W. Bryan Hastings | March 27, 2014
HP's latest 2-in-1 detachable hybrid breaks some new ground: It's a notebook PC with a spacious, high-res 13.3-inch screen you can pull off its keyboard base. Once separated, the Spectre x2 becomes a thin and light tablet--at least for its size. But the whole is less than the sum of its parts.

The Spectre 13 x2 produced a WorldBench 9.0 score of just 50 — that's 28 percent lower than Dell's XPS 13 and 30 percent lower than Sony's VAIO Pro 13, both of which are powered by Intel's Core i5-4200U. Gaming performance was similarly poor, with the Spectre producing BioShock Infinite at just 21 frames per second (with resolution set to 1024-by-768 and low image quality), but the Dell and Sony machines aren't strong on that front, either. And while neither of those machines are 2-in-1s, the touchscreen XPS 13 is about a pound lighter than HP's machine, and the VAIO Pro is nearly two pounds lighter.

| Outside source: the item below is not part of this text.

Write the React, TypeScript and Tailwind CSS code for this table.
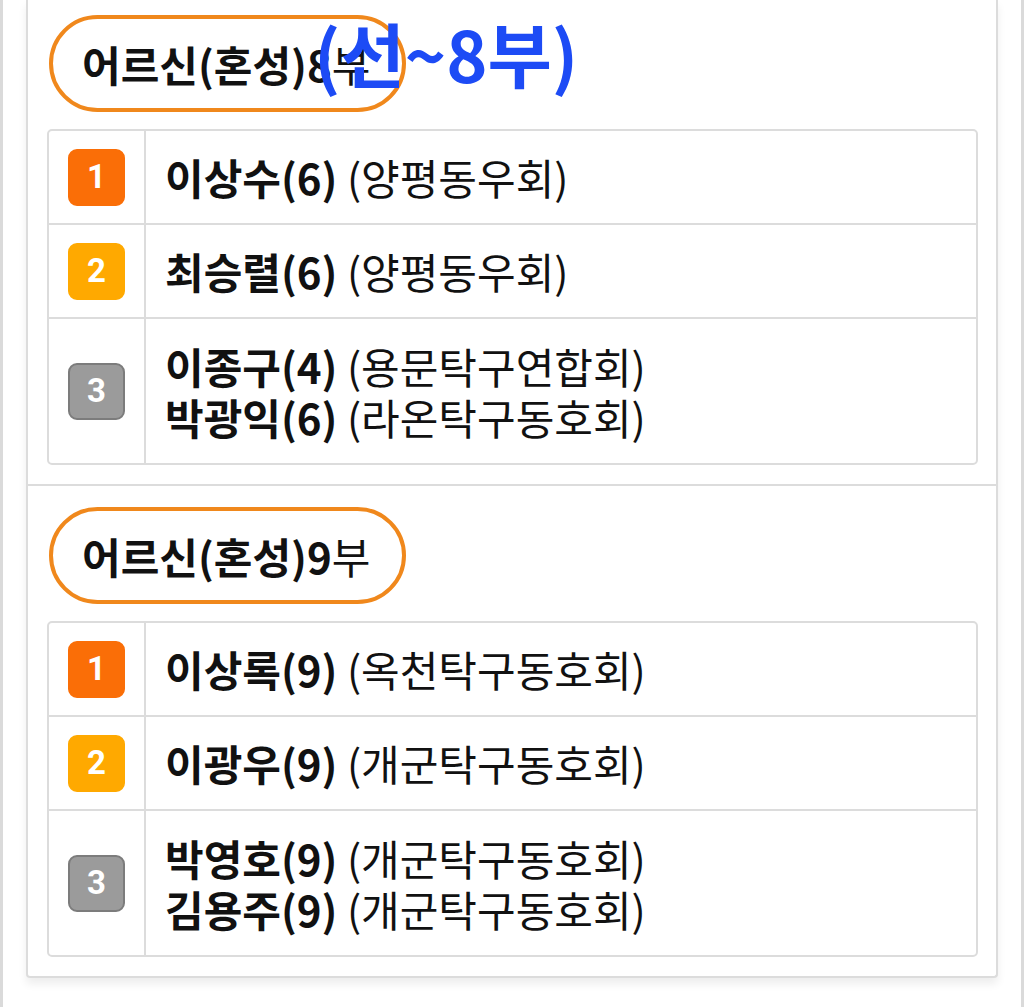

HP tucked two battery packs in the Spectre 13 x2, one in the keyboard and a second behind the display panel. When you use the machine as a notebook, you draw power from both. The Lab recorded slightly more than five hours of battery life from the combo. They didn't formally test the tablet's battery life, but I got less than four hours in my day-to-day use. You won't want to stray too far from an AC outlet in either mode.

Final thoughts

In my view, 2-in-1s as large as HP's Spectre 13 x2 fall short of the goal of delivering tablet and notebook functionality in a single device. They're bulky, they don't deliver enough battery life, and this particular model gets too hot when you take full advantage of its beefier processor (which is weaker than what you'd get in a conventional notebook).

And then there's the value proposition to consider. Sure, you can save $300 or more by buying a 2-in-1 instead of a notebook and a tablet. But what if your dog decides to gnaw on your display, or you forget the keyboard dock at your hotel and can't recover it? You can't buy either component separately, so you'll need to shell out for a whole new system. Keyboard-optional tablets aren't as powerful, but they're smaller, lighter, and deliver longer battery life. And since the accessories are optional, you can buy replacements should the need arise.

I'm not saying the detachable 2-in-1 concept is completely without merit. The architect scenario I described above is a compelling use case, and I'm sure HP can list others. I just think most people will be happier with separate devices, or a smaller tablet with optional accessories.